How to Build a Trip Around Mood, Not Just a Checklist
Checklist trips confirm you went. Mood-based trips change how you feel. Building around mood rather than itinerary requires different choices—and produces better outcomes.
A travel blogger will tell you to build your trip itinerary before you research accommodation, and there's a reason for that. The itinerary-first approach optimizes for coverage—what you see, what you do, what you can verify attended. It works for the purpose of confirming you were somewhere. It works less well for the purpose of returning different from how you left.
Mood-based travel planning starts from a different question: not "what should I see?" but "how do I want to feel during this trip, and what conditions produce that?" The answer to the second question generates a different itinerary from the answer to the first—often simpler, often with more empty space, almost always more aligned with what the traveler actually ends up valuing in retrospect.
This article is not for the traveler who wants a comprehensive guide to a destination. It's for the traveler who has had a technically complete trip that didn't restore, didn't reset, and left them wondering what they did wrong.
Identifying the Target Mood First
Before any destination selection, the useful planning question is: what are you recovering from, and what does restoration look like for you specifically? The answers vary significantly and require honesty rather than aspiration. A person recovering from months of high cognitive load and significant social obligation needs a different trip from a person who's been isolated and under-stimulated. Both might describe their trip goal as "relaxing" and end up in the same destination, experiencing it completely differently.
The productive categories are more specific than "relaxing" or "adventurous." Some targets: cognitive quiet (minimal decision-making, familiar food, predictable daily logistics), physical engagement (movement, outdoor activity, bodily tiredness that resolves easily), sensory richness (new food, visual novelty, acoustic environments different from daily life), social stimulation (easy access to conversation and interaction, communal meals, activity with other people). Most good trips serve two of these. Planning around all four produces a trip that serves none well.
Once you've named the target, the destination question becomes much more specific. Cognitive quiet points toward a place you've been before, a rental in a manageable location, few obligations, and a daily routine you can settle into quickly. Sensory richness points toward a dense, walkable city with excellent food culture, regardless of the city's landmark reputation.
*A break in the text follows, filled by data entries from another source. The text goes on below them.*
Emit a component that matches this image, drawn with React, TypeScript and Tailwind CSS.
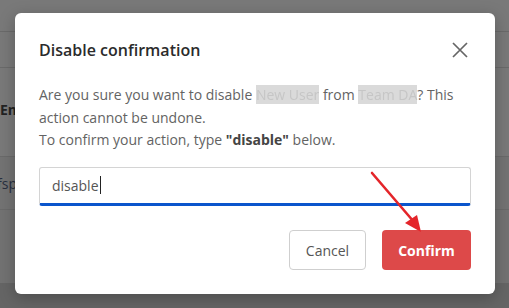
function Redacted({ children }: { children: string }) {
  return <span className="bg-[#dadada] text-[#c6c6c6] [filter:blur(0.5px)]">{children}</span>
}

export default function App() {
  return (
    <div className="relative h-[308px] w-[509px] overflow-hidden font-['Open_Sans',sans-serif]">
      {/* page behind the overlay */}
      <div className="flex h-full flex-col bg-[#797979]">
        <div className="h-[32px] border-b border-[#6a6a6a]" />
        <div className="h-[36px] border-b border-[#6a6a6a]" />
        <div className="flex h-[89px] items-center border-b border-[#6a6a6a] pb-[6px]">
          <span className="text-[14px] font-bold text-[#222]">Em</span>
        </div>
        <div className="flex h-[53px] items-center border-b border-[#6a6a6a] bg-[#737373]">
          <span className="-ml-[3px] text-[14px] text-[#283040]">fsp</span>
        </div>
        <div className="h-[73px] bg-[#727272]" />
        <div className="flex-1 bg-[#656565]" />
      </div>

      {/* modal */}
      <div className="absolute left-[15px] top-[13px] flex h-[281px] w-[480px] flex-col rounded-[6px] bg-white px-[24px] pb-[24px] pt-[23px] shadow-[0_4px_16px_rgba(0,0,0,0.25)]">
        <div className="flex items-center justify-between">
          <h2 className="text-[16px] font-semibold leading-[28px] text-[#2b2b2b]">Disable confirmation</h2>
          <button className="mr-[3px] text-[#666]">
            <svg width="16" height="16" viewBox="0 0 16 16">
              <path d="M1 1 L15 15 M15 1 L1 15" stroke="currentColor" strokeWidth="1.7" />
            </svg>
          </button>
        </div>
        <div className="mt-[20px] text-[14px] leading-[22.5px] text-[#636363]">
          <div>
            Are you sure you want to disable <Redacted>New User</Redacted> from <Redacted>Team DA</Redacted>? This
          </div>
          <div>action cannot be undone.</div>
          <div>
            To confirm your action, type <span className="font-bold text-[#444]">"disable"</span> below.
          </div>
        </div>
        <div className="mt-[15px] flex h-[39px] items-center rounded-[3px] border border-[#d4d4d4] border-b-[3px] border-b-[#0b55cc] px-[12px] text-[14px] text-[#555]">
          disable<span className="ml-px h-[18px] w-px bg-[#222]" />
        </div>
        <div className="mt-auto flex justify-end gap-[16px]">
          <button className="h-[40px] w-[77px] rounded-[4px] border border-[#cfcfcf] bg-white text-[14px] text-[#555]">
            Cancel
          </button>
          <button className="h-[40px] w-[89px] rounded-[4px] bg-[#dd4949] text-[14px] font-bold text-white">
            Confirm
          </button>
        </div>
      </div>

      {/* annotation arrow */}
      <svg className="pointer-events-none absolute left-0 top-0" width="509" height="308" viewBox="0 0 509 308">
        <line x1="372" y1="173" x2="414" y2="222" stroke="#e4252a" strokeWidth="2.6" strokeLinecap="round" />
        <polygon points="421,232 405,223 417,215" fill="#e4252a" />
      </svg>
    </div>
  )
}
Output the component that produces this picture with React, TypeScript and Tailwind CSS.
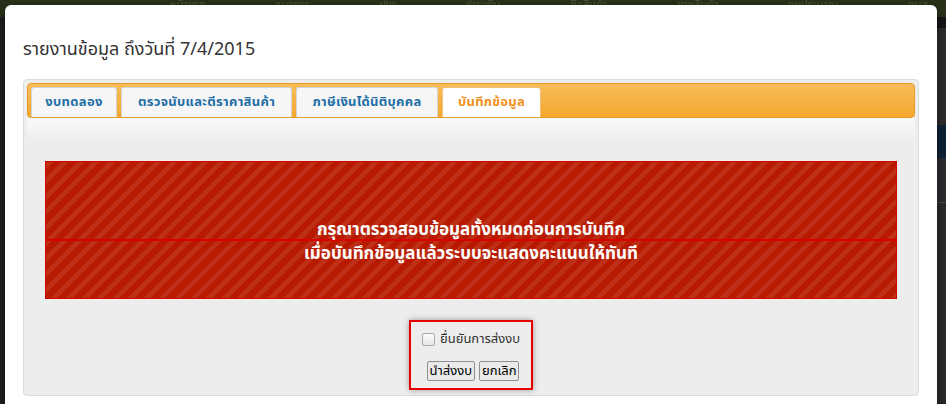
import React from 'react';

const tabs = [
  { label: 'งบทดลอง', w: 'w-[86px]' },
  { label: 'ตรวจนับและตีราคาสินค้า', w: 'w-[171px]' },
  { label: 'ภาษีเงินได้นิติบุคคล', w: 'w-[142px]' },
];

export default function App() {
  return (
    <div className="relative h-[404px] w-[946px] overflow-hidden bg-[#1f1f1f] font-['Noto_Sans_Thai','Noto_Sans','DejaVu_Sans',sans-serif]">
      {/* page behind the modal */}
      <div className="flex h-[17px] items-start gap-[70px] bg-[#29311a] pl-[170px] text-[11px] leading-[10px] text-[#4a5533]">
        <span>หน้าแรก</span>
        <span>ธนาคาร</span>
        <span>เช็ค</span>
        <span>ชำระเงิน</span>
        <span>ซื้อสินค้า</span>
        <span>ขายสินค้า</span>
        <span>งบประมาณ</span>
        <span>คนส</span>
      </div>
      <div className="flex justify-end">
        <div className="flex w-[9px] flex-col">
          <div className="h-[11px] bg-[#151515]" />
          <div className="h-[97px] bg-[#2c2c2c]" />
          <div className="h-[33px] bg-[#0f2137]" />
          <div className="h-[44px] bg-[#2a2c30]" />
          <div className="h-px bg-[#4a4a4a]" />
          <div className="h-[200px] bg-[#2b2b2b]" />
        </div>
      </div>

      {/* modal */}
      <div className="absolute left-[5px] top-[5px] h-[430px] w-[932px] rounded-[6px] bg-white shadow-[0_3px_9px_rgba(0,0,0,0.5)]">
        <div className="h-[74px] px-[18px] pt-[33px]">
          <h4 className="text-[18px] leading-[24px] text-[#333]">รายงานข้อมูล ถึงวันที่ 7/4/2015</h4>
        </div>

        <div className="ml-[18px] w-[896px] rounded-[4px] border border-[#dcdcdc] bg-[#ededed] px-[3px] pt-[3px] pb-[5px]">
          <div className="flex h-[35px] items-end gap-[4px] rounded-[4px] border border-[#e69b28] bg-gradient-to-b from-[#f7bd58] to-[#f4a72c] px-[3px]">
            {tabs.map((t) => (
              <div
                key={t.label}
                className={`flex h-[30px] ${t.w} items-center justify-center rounded-t-[3px] border border-b-0 border-[#d4d4d4] bg-[#f6f6f6] text-[13px] font-bold tracking-[0.3px] text-[#1f6fa6]`}
              >
                {t.label}
              </div>
            ))}
            <div className="flex h-[30px] w-[99px] items-center justify-center rounded-t-[3px] border border-b-0 border-[#f0c27a] bg-white text-[13px] font-bold tracking-[0.3px] text-[#f0901a]">
              บันทึกข้อมูล
            </div>
          </div>

          <div className="bg-gradient-to-b from-[#fafafa] to-[#ededed] to-[24px] px-[18px] pt-[43px]">
            <div className="h-[138px] border border-[#d60000] bg-[#b81a00] bg-[repeating-linear-gradient(135deg,rgba(255,255,255,0.09)_0px,rgba(255,255,255,0.09)_5px,transparent_5px,transparent_11px)] pt-[53px] text-center text-[17px] font-bold text-white">
              <div className="h-[24px] leading-[30px]">กรุณาตรวจสอบข้อมูลทั้งหมดก่อนการบันทึก</div>
              <div className="h-[2px] bg-[#d90000]" />
              <div className="h-[24px] leading-[26px]">เมื่อบันทึกข้อมูลแล้วระบบจะแสดงคะแนนให้ทันที</div>
            </div>

            <div className="mx-auto mt-[21px] flex h-[70px] w-[124px] flex-col items-center border-2 border-[#e60000] pt-[8px] shadow-[0_0_6px_rgba(0,0,0,0.35)]">
              <label className="flex items-center gap-[5px] text-[13px] text-[#333]">
                <span className="h-[13px] w-[13px] rounded-[2px] border border-[#a9a9a9] bg-gradient-to-b from-[#fdfdfd] to-[#e6e6e6]" />
                ยื่นยันการส่งงบ
              </label>
              <div className="mt-[11px] flex gap-[4px] pl-[4px]">
                <button type="button" className="h-[20px] rounded-[2px] border border-[#8f8f8f] bg-[#eaeaea] px-[2px] text-[13px] leading-[18px] text-black">
                  นำส่งงบ
                </button>
                <button type="button" className="h-[20px] rounded-[2px] border border-[#8f8f8f] bg-[#eaeaea] px-[2px] text-[13px] leading-[18px] text-black">
                  ยกเลิก
                </button>
              </div>
            </div>
          </div>
        </div>
      </div>
    </div>
  );
}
Physical engagement points toward the right terrain and season, regardless of aesthetics. The destination follows the mood. The mood doesn't emerge from the destination.
What Changes When You Plan for Mood
The accommodation decision changes first. Mood-based planning strongly favors accommodation with a functioning kitchen and an outdoor space over hotel rooms without them, because the ability to have one simple meal without the decision overhead of finding a restaurant—and to sit outside in the morning without the logistics of a hotel breakfast—is directly useful for most restorative mood targets. The hotel has advantages for logistics management and location. The apartment or rental house has advantages for settling in, daily rhythm, and cost-per-night at longer stays.
The activity selection changes. Mood-based trips include activities that are mood-reinforcing rather than just interesting. If the target is cognitive quiet, committing to a two-day scenic hike that requires early wake-ups, reservation management, and physical preparation is not a neutral addition to the trip—it's a demand. Not a bad demand. But a demand that competes with the mood target. Knowing that competition exists allows a deliberate decision rather than a default one.
The pace changes. A checklist trip optimizes pace for coverage. A mood trip optimizes pace for state. These point in different directions. Coverage requires moving to the next thing while the current thing is good but not exhausted. State requires staying until the current thing has produced what you came for, which sometimes takes longer than a checklist allows.
The Practical Steps
Before booking anything: write one sentence describing how you want to feel on day four of the trip. Not what you want to have seen. How you want to feel. Day four is after the novelty high has passed and before the end-of-trip acceleration begins. It's the most honest measure of whether the trip is working.
Choose the destination that most directly supports that state, not the destination that most clearly produces an impressive trip story. These are different. An impressive trip story is built from recognizable landmarks, culturally significant food, and reportable activities. A state-supporting trip is built from the conditions that produce the feeling you wrote down, which may or may not overlap with the impressive version.
I'd plan one confirmed activity for every two days—not to be conservative but to protect the unscheduled time that the best mood-trip moments require. Leave the rest as potential rather than commitment. The confirmed activity gives the day shape. The unconfirmed time gives the trip room.
And build in the morning. Whatever your target mood, the first two hours of the day in a new place are reliably the highest-quality hours—before logistics accumulate, before decisions have been made, before the day has asked anything. A trip planned to protect those hours—accommodation that lets you move at your own pace, a first activity that starts no earlier than 10—is a trip that starts every day from a better baseline. That's not a small thing. Across ten days, it determines the texture of the whole trip.